Leave time at the end for questions. It gives you the opportunity to get a feel for your audience's level of understanding, and provides you with a chance to clarify and provide additional details. Remember, the degree to which your audience is able to understand technically complex material depends largely on how you communicate what you know. These five steps enable you to clearly and succinctly present basic concepts, focus on essential details, and clear up any confusion through questions and group interaction.

Sidebar: Do you have a story to tell?

by George Swartz, CSP

I have an exercise that I use during forklift training seminars called, "Everyone has a forklift story." I start in the corner of the room and ask each student to relate a significant forklift event or injury to the class that occurred at their warehouse, plant, or construction site. These stories provide the foundation for the subject of forklift safety.

In general, the use of personal anecdotes is an effective way to get your employees involved in a training program. Right from the start you've created a heightened awareness of the hazards in your workplace relating to the training topic. Using personal experiences and getting your students talking at the outset is a way to grab their attention. Compare that to the effect of a lecturing instructor trying to paint a picture of the dangers. I've seen the impact of reality evident on students' faces as their peers relate incidents.

Telling examples

Here are a few real-world stories told by students in forklift training sessions. They were either derived from incidents that occurred in their facility or taken from accounts in trade journals.
  • In a warehouse, a member of management began to escort two female applicants through the building.

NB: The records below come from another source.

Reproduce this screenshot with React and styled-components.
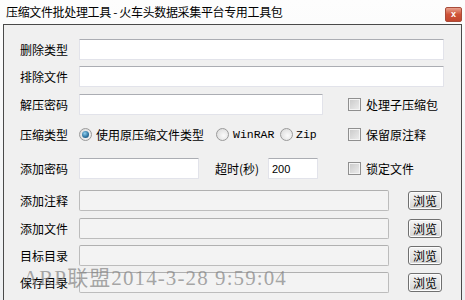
import React from 'react'
import styled, { createGlobalStyle } from 'styled-components'

const GlobalStyle = createGlobalStyle`
  html, body { margin: 0; padding: 0; background: #f0f0f0; }
  body {
    font-family: 'Noto Sans CJK SC', 'Noto Sans', sans-serif;
    font-size: 12px;
    color: #000;
  }
`

const Window = styled.div`
  position: relative;
  width: 465px;
  height: 300px;
  box-sizing: border-box;
  padding: 0 3px;
  background: linear-gradient(#fdfdfd, #eef0f2);
  display: flex;
  flex-direction: column;
  overflow: hidden;
`

const TitleBar = styled.div`
  height: 24px;
  flex: none;
  display: flex;
  align-items: flex-start;
  justify-content: space-between;
  padding-left: 3px;
`

const Title = styled.span`
  font-size: 12px;
  line-height: 24px;
  letter-spacing: -0.35px;
`

const CloseButton = styled.div`
  width: 15px;
  height: 13px;
  margin-top: 7px;
  border: 1px solid #a84c3a;
  border-radius: 2px;
  background: linear-gradient(#e8a18e, #cf5338 50%, #c2472f);
  color: #fff;
  font: bold 9px/13px 'Liberation Sans', sans-serif;
  text-align: center;
`

const Client = styled.div`
  flex: 1;
  border: 1px solid #4a4a4a;
  border-bottom: none;
  background: #f0f0f0;
  padding: 14px 0 0 16px;
`

const Row = styled.div`
  display: flex;
  align-items: center;
  height: 21px;
  margin-top: ${p => p.$mt || 0}px;
`

const Label = styled.span`
  flex: none;
  width: ${p => p.$w || 59}px;
  margin-left: ${p => p.$ml || 0}px;
  white-space: nowrap;
`

const TextBox = styled.div`
  flex: none;
  box-sizing: border-box;
  width: ${p => p.$w}px;
  height: ${p => p.$h || 21}px;
  margin-left: ${p => p.$ml || 0}px;
  padding: 0 3px;
  display: flex;
  align-items: center;
  font: 11px 'Liberation Sans', sans-serif;
  background: ${p => (p.$disabled ? '#f3f3f3' : '#fff')};
  border: 1px solid ${p => (p.$disabled ? '#bcbcbc' : '#e2e3ea')};
  border-top-color: ${p => (p.$disabled ? '#b0b0b0' : '#abadb3')};
  border-radius: ${p => (p.$disabled ? 2 : 1)}px;
`

const CheckOption = styled.label`
  display: inline-flex;
  align-items: center;
  gap: 5px;
  margin-left: ${p => p.$ml || 0}px;
  white-space: nowrap;
`

const CheckBox = styled.span`
  width: 11px;
  height: 11px;
  border: 1px solid #8f8f8f;
  box-shadow: inset 0 0 0 1px #f4f4f4;
  background: linear-gradient(135deg, #c8c8c8, #eeeeee);
`

const RadioOption = styled.label`
  flex: none;
  width: ${p => p.$w}px;
  display: inline-flex;
  align-items: center;
  gap: ${p => p.$gap || 4}px;
  white-space: nowrap;
`

const Radio = styled.span`
  position: relative;
  flex: none;
  width: 11px;
  height: 11px;
  border: 1px solid #9a9a9a;
  border-radius: 50%;
  background: radial-gradient(circle at 60% 60%, #fafafa, #d6d6d6);

  &::after {
    content: '';
    display: ${p => (p.$checked ? 'block' : 'none')};
    position: absolute;
    left: 2px;
    top: 2px;
    width: 7px;
    height: 7px;
    border-radius: 50%;
    background: radial-gradient(circle at 40% 35%, #8fd0f0, #2a6f9c 60%, #1d4e74);
  }
`

const Mono = styled.span`
  font: 11.5px 'Liberation Mono', monospace;
`

const BrowseButton = styled.button`
  flex: none;
  box-sizing: border-box;
  width: 34px;
  height: 19px;
  margin-left: 19px;
  padding: 0;
  border: 1px solid #707070;
  border-radius: 3px;
  background: linear-gradient(#f4f4f4, #e6e6e6 50%, #d4d4d4);
  box-shadow: inset 0 0 0 1px #fcfcfc;
  font: 12px 'Noto Sans CJK SC', sans-serif;
  color: #000;
  line-height: 17px;
`

// 截图软件留下的时间水印，压在最后一行上面
const Watermark = styled.div`
  position: absolute;
  left: 23px;
  top: 266px;
  font: 21px/24px 'Liberation Serif', 'Noto Sans CJK SC', serif;
  letter-spacing: 1.1px;
  color: rgba(130, 130, 130, 0.7);
  pointer-events: none;
  white-space: nowrap;
`

const pathRows = [
  { label: '添加注释', mt: 11 },
  { label: '添加文件', mt: 7 },
  { label: '目标目录', mt: 6 },
  { label: '保存目录', mt: 6 },
]

export default function App() {
  return (
    <>
      <GlobalStyle />
      <Window>
        <TitleBar>
          <Title>压缩文件批处理工具 - 火车头数据采集平台专用工具包</Title>
          <CloseButton>x</CloseButton>
        </TitleBar>
        <Client>
          <Row>
            <Label>删除类型</Label>
            <TextBox $w={365} />
          </Row>
          <Row $mt={6}>
            <Label>排除文件</Label>
            <TextBox $w={365} />
          </Row>
          <Row $mt={7}>
            <Label>解压密码</Label>
            <TextBox $w={244} />
            <CheckOption $ml={25}>
              <CheckBox />
              处理子压缩包
            </CheckOption>
          </Row>
          <Row $mt={9}>
            <Label>压缩类型</Label>
            <RadioOption $w={137}>
              <Radio $checked />
              使用原压缩文件类型
            </RadioOption>
            <RadioOption $w={64}>
              <Radio />
              <Mono>WinRAR</Mono>
            </RadioOption>
            <RadioOption $w={68} $gap={3}>
              <Radio />
              <Mono>Zip</Mono>
            </RadioOption>
            <CheckOption>
              <CheckBox />
              保留原注释
            </CheckOption>
          </Row>
          <Row $mt={13}>
            <Label>添加密码</Label>
            <TextBox $w={120} />
            <Label $w={53} $ml={16}>超时(秒)</Label>
            <TextBox $w={50}>200</TextBox>
            <CheckOption $ml={30}>
              <CheckBox />
              锁定文件
            </CheckOption>
          </Row>
          {pathRows.map(r => (
            <Row key={r.label} $mt={r.mt}>
              <Label>{r.label}</Label>
              <TextBox $w={310} $disabled />
              <BrowseButton>浏览</BrowseButton>
            </Row>
          ))}
        </Client>
        <Watermark>ARP联盟2014-3-28 9:59:04</Watermark>
      </Window>
    </>
  )
}
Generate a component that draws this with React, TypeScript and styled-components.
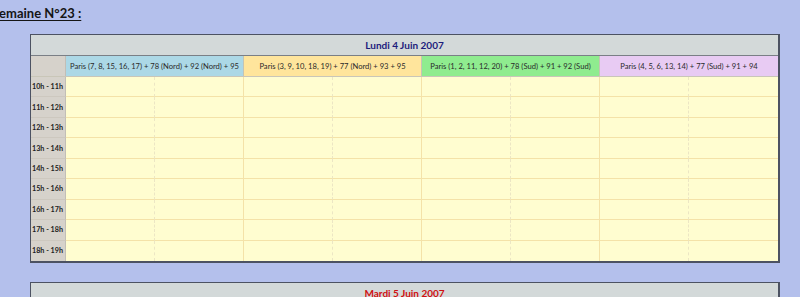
import React from 'react';
import styled, { createGlobalStyle } from 'styled-components';

const Global = createGlobalStyle`
  html, body { margin: 0; padding: 0; background: #b4c0ec; }
  body { font-family: "Lato", "Open Sans", "DejaVu Sans", sans-serif; }
  #root { width: 800px; height: 297px; overflow: hidden; }
`;

const Page = styled.div`
  width: 800px;
  height: 297px;
  overflow: hidden;
  background: #b4c0ec;
`;

const Heading = styled.h2`
  box-sizing: border-box;
  height: 34px;
  margin: 0 0 0 -8px;
  padding-top: 5px;
  font-family: "Lato", "Open Sans", sans-serif;
  font-weight: bold;
  font-size: 13px;
  line-height: 16px;
  color: #151515;
  text-decoration: underline;
  text-underline-offset: 2px;
`;

const DayTable = styled.div`
  box-sizing: border-box;
  margin: 0 0 19px 30px;
  width: 750px;
  border: 1px solid #4c5262;
  border-right-width: 2px;
  border-bottom-width: 2px;
`;

const TitleRow = styled.div<{ $color: string }>`
  box-sizing: border-box;
  height: 21px;
  background: #d3d9d9;
  border-bottom: 1px solid #7a7f86;
  display: flex;
  align-items: center;
  justify-content: center;
  font-weight: bold;
  font-size: 10px;
  color: ${(p) => p.$color};
`;

const HeaderRow = styled.div`
  display: grid;
  grid-template-columns: 35px repeat(4, 1fr);
  height: 21px;
  box-sizing: border-box;
  border-bottom: 1px solid #c9c6b8;
`;

const Corner = styled.div`
  background: #d6d2cb;
  border-right: 1px solid #c2beb6;
`;

const ZoneHead = styled.div<{ $bg: string }>`
  box-sizing: border-box;
  background: ${(p) => p.$bg};
  border-right: 1px solid #c4c4b4;
  display: flex;
  align-items: center;
  justify-content: center;
  font-size: 7.6px;
  color: #2a2a2a;
  white-space: nowrap;
  overflow: hidden;
  &:last-child { border-right: none; }
`;

const Body = styled.div`
  display: grid;
  grid-template-columns: 35px repeat(8, 1fr);
  grid-template-rows: repeat(9, 1fr);
  height: 184px;
`;

const TimeCell = styled.div<{ $last: boolean }>`
  box-sizing: border-box;
  background: #d6d2cb;
  border-right: 1px solid #c2beb6;
  border-bottom: ${(p) => (p.$last ? 'none' : '1px solid #cdc8bf')};
  display: flex;
  align-items: center;
  padding-left: 1px;
  font-weight: bold;
  font-size: 7.2px;
  color: #222;
  white-space: nowrap;
  overflow: hidden;
`;

const Slot = styled.div<{ $half: boolean; $last: boolean; $end: boolean }>`
  box-sizing: border-box;
  background: #fffdd0;
  border-bottom: ${(p) => (p.$last ? 'none' : '1px solid #f4e2a8')};
  border-right: ${(p) =>
    p.$end ? 'none' : p.$half ? '1px dashed #ece6c4' : '1px solid #f4e2a8'};
`;

const zones = [
  { bg: '#acd8e6', label: 'Paris (7, 8, 15, 16, 17) + 78 (Nord) + 92 (Nord) + 95' },
  { bg: '#ffe59c', label: 'Paris (3, 9, 10, 18, 19) + 77 (Nord) + 93 + 95' },
  { bg: '#8fec8f', label: 'Paris (1, 2, 11, 12, 20) + 78 (Sud) + 91 + 92 (Sud)' },
  { bg: '#e8cbf3', label: 'Paris (4, 5, 6, 13, 14) + 77 (Sud) + 91 + 94' },
];

const hours = [10, 11, 12, 13, 14, 15, 16, 17, 18];

function Day({ title, color }: { title: string; color: string }) {
  return (
    <DayTable>
      <TitleRow $color={color}>{title}</TitleRow>
      <HeaderRow>
        <Corner />
        {zones.map((z) => (
          <ZoneHead key={z.label} $bg={z.bg}>
            {z.label}
          </ZoneHead>
        ))}
      </HeaderRow>
      <Body>
        {hours.map((h, ri) => {
          const last = ri === hours.length - 1;
          return (
            <React.Fragment key={h}>
              <TimeCell $last={last}>
                {h}h - {h + 1}h
              </TimeCell>
              {Array.from({ length: 8 }).map((_, ci) => (
                <Slot key={ci} $half={ci % 2 === 0} $last={last} $end={ci === 7} />
              ))}
            </React.Fragment>
          );
        })}
      </Body>
    </DayTable>
  );
}

export default function App() {
  return (
    <Page>
      <Global />
      <Heading>Semaine N°23 :</Heading>
      <Day title="Lundi 4 Juin 2007" color="#1c1c7c" />
      <Day title="Mardi 5 Juin 2007" color="#d01010" />
    </Page>
  );
}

A lift truck going too fast for conditions struck both of the visitors. One was killed and the other suffered serious injuries that kept her hospitalized for months. The operator was new and had not been given any formal training.
  • An ex-Navy veteran related a story of two of his shipmates who were seriously injured while working on an elevated platform in a large compartment of the ship. While working from the platform, which was more than 20 feet in the air, the ship hit a large wave and the forklift and cage tipped over spilling both seamen onto a metal floor.
  • A lift truck operator was carrying a double load of palletized material and could not see around it. Rather than operating in reverse, he leaned his head out of the left side of the truck and drove into a metal door frame. He suffered fatal injuries to his head.


Driving the points home

You can follow up on personal accounts like these by pointing out broader statistics to drive home the threat of hazards. In the case of forklift safety, you can make the point that these stories are only a sampling of the thousands of industrial powered truck incidents that occur each day. There are more than one million powered industrial trucks in the workplace with more than 1,250,000 operators - many of these operators have never received formal training. OSHA's new operator training standard (1910.178(1)) will hopefully reduce the 100 fatalities and 95,000 injuries that occur each year.

Whether the topic is forklift safety or numerous other issues, when operators and supervisors are not trained to recognize unsafe conditions or behaviors, injuries will usually occur. I encourage you to tell stories as a part of your training to remind everyone that the hazards are real and there may be consequences for non-compliance with safe operating rules.

George Swartz, CSP, has been the director of safety for Midas International for 22 years. He serves as the vice president of the Business and Industry Division of the National Safety Council and is also on the Council's Board of Directors. Swartz has authored two books - Forklift Safety, 2nd Edition and Warehouse Safety - both published by Government Institutes of Rockville, MD.